Explore our launch blog to discover how we built PICO Scholar, its core features, and how it enhances systematic literature reviews by guiding researchers' attention to the highest-value tasks.
PICO Scholar goes beyond basic PICO extraction by leveraging fine-tuned models for semantic search and Retrieval-Augmented Generation (RAG) systems, with future support for re-ranking based on relevance and user feedback. It integrates advanced engineering methods to automate routine tasks, allowing researchers to focus on high-value analysis and decision-making. By offloading time-consuming, manual processes, PICO Scholar maximizes the productivity and attention of researchers, enabling them to engage with the most critical studies while automating more mundane aspects of the review process.
With PICO Scholar, researchers can:
- Search and Rank Documents using fine-tuned semantic search models, retrieving the most relevant studies.
- Extract PICO Elements automatically from abstracts, providing concise, human-readable summaries.
- Apply Custom Filters with scientific notations for more accurate search results.
- (Coming Soon) AI-Powered Re-Ranking to enhance search precision and relevance.
- (Coming Soon) AI Feedback Loops that continuously refine classification and retrieval processes through user input.
A glimpse into the UI where researchers can input advanced search queries with precise filters for PICO elements and publication criteria. Researchers can modify these advanced filters to fine-tune their search results.
Screenshot of the funnel where researchers can track the status of documents, moving them through stages from 'Identified' to 'Included in Review'.

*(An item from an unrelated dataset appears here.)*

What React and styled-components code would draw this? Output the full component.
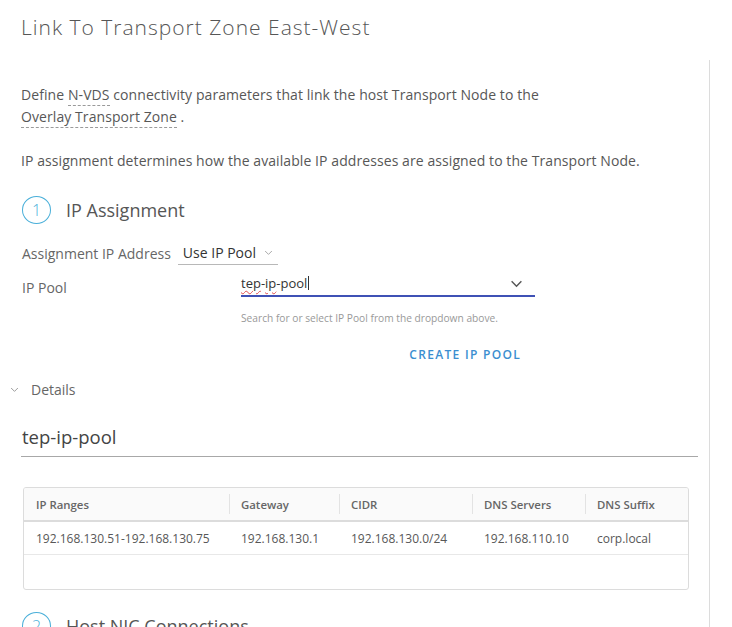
import React from "react";
import styled, { createGlobalStyle } from "styled-components";

const Global = createGlobalStyle`
  html, body { margin: 0; padding: 0; background: #fff; }
  body { font-family: "Open Sans", "Lato", sans-serif; color: #565656; overflow: hidden; }
  * { box-sizing: border-box; }
`;

const Page = styled.div`
  width: 732px;
  height: 627px;
  overflow: hidden;
`;

const Title = styled.h1`
  margin: 15px 0 0 21px;
  font-size: 21px;
  line-height: 24px;
  font-weight: 300;
  letter-spacing: 1px;
  color: #565656;
`;

const Body = styled.div`
  margin-top: 21px;
  width: 710px;
  border-right: 1px solid #dcdcdc;
  padding: 24px 0 0 21px;
  min-height: 600px;
`;

const Para = styled.p`
  margin: 0 0 ${(p) => p.$gap || 0}px 0;
  font-size: 14px;
  line-height: 22px;
  letter-spacing: 0.08px;
  color: #575757;
`;

const Term = styled.span`
  border-bottom: 1px dashed #9a9a9a;
  padding-bottom: 1px;
`;

const Step = styled.div`
  display: flex;
  align-items: center;
  gap: 15px;
  height: 28px;
  margin-top: ${(p) => p.$top}px;
  padding-left: 1px;
`;

const StepNum = styled.div`
  width: 29px;
  height: 28px;
  border: 1.5px solid #49afd9;
  border-radius: 50%;
  display: flex;
  align-items: center;
  justify-content: center;
  font-size: 16px;
  font-weight: 300;
  color: #49afd9;
`;

const StepLabel = styled.div`
  font-size: 18px;
  font-weight: 400;
  color: #565656;
`;

const FieldRow = styled.div`
  display: flex;
  align-items: ${(p) => (p.$stack ? "flex-start" : "center")};
  min-height: 24px;
  margin-top: ${(p) => p.$top}px;
  padding-left: 1px;
`;

const Label = styled.div`
  font-size: 14px;
  color: #666;
  width: ${(p) => (p.$w ? p.$w + "px" : "auto")};
  margin-top: ${(p) => p.$top || 0}px;
  flex: none;
`;

const Select = styled.div`
  margin-left: 7px;
  display: flex;
  align-items: center;
  gap: 8px;
  height: 24px;
  padding: 0 5px 0 5px;
  border-bottom: 1px solid #b8b8b8;
  font-size: 14px;
  color: #333;
`;

const InputCol = styled.div`
  width: 294px;
  display: flex;
  flex-direction: column;
`;

const Input = styled.div`
  display: flex;
  align-items: center;
  justify-content: space-between;
  height: 26px;
  padding: 0 12px 0 0;
  border-bottom: 2px solid #3f51b5;
  margin-top: 4px;
  font-size: 13px;
  color: #333;
`;

const Typo = styled.span`
  text-decoration: underline wavy #e05050;
  text-decoration-thickness: 1px;
  text-underline-offset: 2px;
`;

const Caret = styled.span`
  display: inline-block;
  width: 1px;
  height: 14px;
  background: #333;
  vertical-align: -2px;
  margin-left: 1px;
`;

const Helper = styled.div`
  margin-top: 14px;
  font-size: 10.2px;
  color: #999;
`;

const LinkButton = styled.div`
  align-self: flex-end;
  margin-top: 21px;
  margin-right: 14px;
  font-size: 12px;
  font-weight: 600;
  letter-spacing: 1.3px;
  color: #3b8ed0;
`;

const Toggle = styled.div`
  display: flex;
  align-items: center;
  gap: 12px;
  margin: 16px 0 0 -11px;
  height: 20px;
  font-size: 14px;
  color: #666;
`;

const PoolName = styled.div`
  margin-top: 26px;
  width: 677px;
  padding: 0 0 7px 1px;
  border-bottom: 1px solid #a8a8a8;
  font-size: 18.5px;
  line-height: 24px;
  color: #444;
`;

const Table = styled.div`
  margin: 30px 0 0 2px;
  width: 666px;
  border: 1px solid #dcdcdc;
  border-radius: 3px;
  overflow: hidden;
`;

const HeadRow = styled.div`
  display: grid;
  grid-template-columns: 205px 110px 133px 113px 1fr;
  height: 34px;
  background: #fafafa;
  border-bottom: 2px solid #dcdcdc;
`;

const HeadCell = styled.div`
  display: flex;
  align-items: center;
  padding-left: 12px;
  font-size: 11.4px;
  font-weight: 600;
  color: #666;
  position: relative;
  &:not(:first-child)::before {
    content: "";
    position: absolute;
    left: 0;
    top: 6px;
    bottom: 6px;
    width: 1px;
    background: #e3e3e3;
  }
`;

const Row = styled.div`
  display: grid;
  grid-template-columns: 205px 110px 133px 113px 1fr;
  height: ${(p) => p.$h}px;
  border-bottom: ${(p) => (p.$last ? "none" : "1px solid #e8e8e8")};
`;

const Cell = styled.div`
  display: flex;
  align-items: center;
  padding-left: 12px;
  font-size: 12px;
  color: #575757;
`;

const Chevron = ({ size = 12, color = "#555", sw = 1.2 }) => (
  <svg width={size} height={size} viewBox="0 0 12 12" fill="none">
    <polyline points="1.5,4 6,8.5 10.5,4" stroke={color} strokeWidth={sw} />
  </svg>
);

const cols = ["IP Ranges", "Gateway", "CIDR", "DNS Servers", "DNS Suffix"];
const row = ["192.168.130.51-192.168.130.75", "192.168.130.1", "192.168.130.0/24", "192.168.110.10", "corp.local"];

export default function App() {
  return (
    <Page>
      <Global />
      <Title>Link To Transport Zone East-West</Title>
      <Body>
        <Para $gap={22}>
          Define <Term>N-VDS</Term> connectivity parameters that link the host Transport Node to the
          <br />
          <Term>Overlay Transport Zone</Term> .
        </Para>
        <Para>IP assignment determines how the available IP addresses are assigned to the Transport Node.</Para>

        <Step $top={24}>
          <StepNum>1</StepNum>
          <StepLabel>IP Assignment</StepLabel>
        </Step>

        <FieldRow $top={17}>
          <Label>Assignment IP Address</Label>
          <Select>
            Use IP Pool <Chevron size={9} color="#999" sw={1.1} />
          </Select>
        </FieldRow>

        <FieldRow $top={2} $stack>
          <Label $w={219} $top={11}>IP Pool</Label>
          <InputCol>
            <Input>
              <span>
                <Typo>tep</Typo>-<Typo>ip</Typo>-pool<Caret />
              </span>
              <Chevron size={13} color="#555" sw={1.3} />
            </Input>
            <Helper>Search for or select IP Pool from the dropdown above.</Helper>
            <LinkButton>CREATE IP POOL</LinkButton>
          </InputCol>
        </FieldRow>

        <Toggle>
          <Chevron size={9} color="#888" sw={1.1} />
          Details
        </Toggle>

        <PoolName>tep-ip-pool</PoolName>

        <Table>
          <HeadRow>
            {cols.map((c) => (
              <HeadCell key={c}>{c}</HeadCell>
            ))}
          </HeadRow>
          <Row $h={33}>
            {row.map((c) => (
              <Cell key={c}>{c}</Cell>
            ))}
          </Row>
          <Row $h={34} $last />
        </Table>

        <Step $top={22}>
          <StepNum>2</StepNum>
          <StepLabel>Host NIC Connections</StepLabel>
        </Step>
      </Body>
    </Page>
  );
}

To use the code in its current version, you must set up a TiDB cluster and configure the respective environment variables in the .env
or Gitpod files. Additionally, you'll need to run the code locally to ingest data into TiDB.
- Example CSV files with abstracts are available in the
backend/datalake
folder to help you get started. - Please refer to the Backend README for more detailed information about the ingestion pipelines and the general process.
Gitpod was initially made available for the judges of the hackathon. In its current form, it will spin up a UI, but since it doesn't have pointers to data or API keys, the app will not be functional out of the box. However, the Gitpod setup can still be useful if you wish to fork the repository and add your own credentials and data privately.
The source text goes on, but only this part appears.